-- START OF DATA SHOWN --

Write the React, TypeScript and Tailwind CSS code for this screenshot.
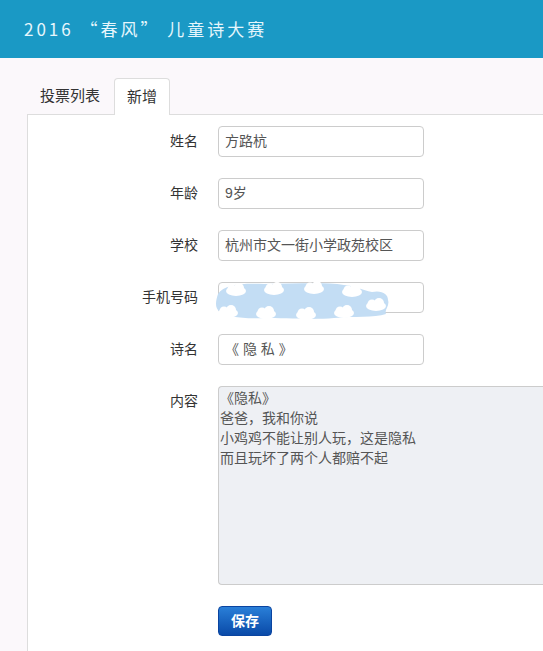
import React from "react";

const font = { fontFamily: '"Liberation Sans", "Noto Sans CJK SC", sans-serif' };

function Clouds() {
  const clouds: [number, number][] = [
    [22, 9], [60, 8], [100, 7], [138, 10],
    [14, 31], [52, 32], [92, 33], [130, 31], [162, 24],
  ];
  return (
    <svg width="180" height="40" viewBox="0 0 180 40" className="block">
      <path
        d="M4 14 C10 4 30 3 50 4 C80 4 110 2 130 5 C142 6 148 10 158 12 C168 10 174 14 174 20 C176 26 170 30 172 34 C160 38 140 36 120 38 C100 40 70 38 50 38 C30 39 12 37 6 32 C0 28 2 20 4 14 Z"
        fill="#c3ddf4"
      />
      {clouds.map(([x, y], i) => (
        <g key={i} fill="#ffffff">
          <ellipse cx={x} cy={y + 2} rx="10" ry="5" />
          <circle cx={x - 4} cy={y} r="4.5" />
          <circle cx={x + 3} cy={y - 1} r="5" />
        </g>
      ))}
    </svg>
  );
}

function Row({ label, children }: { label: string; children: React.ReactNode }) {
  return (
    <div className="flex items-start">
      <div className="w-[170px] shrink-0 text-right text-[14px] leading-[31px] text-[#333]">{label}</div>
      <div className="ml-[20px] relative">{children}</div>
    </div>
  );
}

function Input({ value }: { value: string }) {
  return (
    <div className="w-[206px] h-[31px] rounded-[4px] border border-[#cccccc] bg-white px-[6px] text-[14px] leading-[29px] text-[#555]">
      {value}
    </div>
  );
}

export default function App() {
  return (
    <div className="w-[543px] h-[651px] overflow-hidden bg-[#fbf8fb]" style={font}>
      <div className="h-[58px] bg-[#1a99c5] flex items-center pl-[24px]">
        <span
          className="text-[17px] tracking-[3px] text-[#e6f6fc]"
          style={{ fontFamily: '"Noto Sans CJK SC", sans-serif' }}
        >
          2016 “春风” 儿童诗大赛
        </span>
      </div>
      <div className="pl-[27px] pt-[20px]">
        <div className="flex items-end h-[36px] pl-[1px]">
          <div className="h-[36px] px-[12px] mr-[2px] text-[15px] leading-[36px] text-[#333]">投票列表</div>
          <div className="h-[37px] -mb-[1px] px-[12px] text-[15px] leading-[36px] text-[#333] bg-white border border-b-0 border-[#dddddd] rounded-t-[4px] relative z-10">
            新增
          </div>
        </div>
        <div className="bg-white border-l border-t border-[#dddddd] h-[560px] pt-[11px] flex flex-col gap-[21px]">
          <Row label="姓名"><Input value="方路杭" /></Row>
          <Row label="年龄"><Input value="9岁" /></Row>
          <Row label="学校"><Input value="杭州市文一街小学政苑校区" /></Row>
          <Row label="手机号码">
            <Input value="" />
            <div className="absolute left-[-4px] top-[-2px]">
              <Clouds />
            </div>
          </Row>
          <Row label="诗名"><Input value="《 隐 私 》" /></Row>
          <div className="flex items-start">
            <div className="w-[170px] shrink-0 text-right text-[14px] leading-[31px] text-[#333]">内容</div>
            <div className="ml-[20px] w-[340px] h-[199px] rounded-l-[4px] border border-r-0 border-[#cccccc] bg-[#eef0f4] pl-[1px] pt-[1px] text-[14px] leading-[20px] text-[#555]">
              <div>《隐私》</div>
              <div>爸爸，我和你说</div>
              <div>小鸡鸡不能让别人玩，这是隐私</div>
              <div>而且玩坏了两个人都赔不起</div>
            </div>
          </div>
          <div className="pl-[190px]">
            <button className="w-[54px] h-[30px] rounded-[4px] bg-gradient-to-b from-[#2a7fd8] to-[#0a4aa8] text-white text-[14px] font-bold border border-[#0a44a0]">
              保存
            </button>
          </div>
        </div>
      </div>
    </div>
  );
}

-- END OF DATA SHOWN --

### [WRITTEN REQUEST]
Make an exact copy of the whole listing, but don't bring over any pictures.

### [ANSWER]
Write the React, TypeScript and Tailwind CSS code for this screenshot.
import React from "react";

const font = { fontFamily: '"Liberation Sans", "Noto Sans CJK SC", sans-serif' };

function Clouds() {
  const clouds: [number, number][] = [
    [22, 9], [60, 8], [100, 7], [138, 10],
    [14, 31], [52, 32], [92, 33], [130, 31], [162, 24],
  ];
  return (
    <svg width="180" height="40" viewBox="0 0 180 40" className="block">
      <path
        d="M4 14 C10 4 30 3 50 4 C80 4 110 2 130 5 C142 6 148 10 158 12 C168 10 174 14 174 20 C176 26 170 30 172 34 C160 38 140 36 120 38 C100 40 70 38 50 38 C30 39 12 37 6 32 C0 28 2 20 4 14 Z"
        fill="#c3ddf4"
      />
      {clouds.map(([x, y], i) => (
        <g key={i} fill="#ffffff">
          <ellipse cx={x} cy={y + 2} rx="10" ry="5" />
          <circle cx={x - 4} cy={y} r="4.5" />
          <circle cx={x + 3} cy={y - 1} r="5" />
        </g>
      ))}
    </svg>
  );
}

function Row({ label, children }: { label: string; children: React.ReactNode }) {
  return (
    <div className="flex items-start">
      <div className="w-[170px] shrink-0 text-right text-[14px] leading-[31px] text-[#333]">{label}</div>
      <div className="ml-[20px] relative">{children}</div>
    </div>
  );
}

function Input({ value }: { value: string }) {
  return (
    <div className="w-[206px] h-[31px] rounded-[4px] border border-[#cccccc] bg-white px-[6px] text-[14px] leading-[29px] text-[#555]">
      {value}
    </div>
  );
}

export default function App() {
  return (
    <div className="w-[543px] h-[651px] overflow-hidden bg-[#fbf8fb]" style={font}>
      <div className="h-[58px] bg-[#1a99c5] flex items-center pl-[24px]">
        <span
          className="text-[17px] tracking-[3px] text-[#e6f6fc]"
          style={{ fontFamily: '"Noto Sans CJK SC", sans-serif' }}
        >
          2016 “春风” 儿童诗大赛
        </span>
      </div>
      <div className="pl-[27px] pt-[20px]">
        <div className="flex items-end h-[36px] pl-[1px]">
          <div className="h-[36px] px-[12px] mr-[2px] text-[15px] leading-[36px] text-[#333]">投票列表</div>
          <div className="h-[37px] -mb-[1px] px-[12px] text-[15px] leading-[36px] text-[#333] bg-white border border-b-0 border-[#dddddd] rounded-t-[4px] relative z-10">
            新增
          </div>
        </div>
        <div className="bg-white border-l border-t border-[#dddddd] h-[560px] pt-[11px] flex flex-col gap-[21px]">
          <Row label="姓名"><Input value="方路杭" /></Row>
          <Row label="年龄"><Input value="9岁" /></Row>
          <Row label="学校"><Input value="杭州市文一街小学政苑校区" /></Row>
          <Row label="手机号码">
            <Input value="" />
            <div className="absolute left-[-4px] top-[-2px]">
              <Clouds />
            </div>
          </Row>
          <Row label="诗名"><Input value="《 隐 私 》" /></Row>
          <div className="flex items-start">
            <div className="w-[170px] shrink-0 text-right text-[14px] leading-[31px] text-[#333]">内容</div>
            <div className="ml-[20px] w-[340px] h-[199px] rounded-l-[4px] border border-r-0 border-[#cccccc] bg-[#eef0f4] pl-[1px] pt-[1px] text-[14px] leading-[20px] text-[#555]">
              <div>《隐私》</div>
              <div>爸爸，我和你说</div>
              <div>小鸡鸡不能让别人玩，这是隐私</div>
              <div>而且玩坏了两个人都赔不起</div>
            </div>
          </div>
          <div className="pl-[190px]">
            <button className="w-[54px] h-[30px] rounded-[4px] bg-gradient-to-b from-[#2a7fd8] to-[#0a4aa8] text-white text-[14px] font-bold border border-[#0a44a0]">
              保存
            </button>
          </div>
        </div>
      </div>
    </div>
  );
}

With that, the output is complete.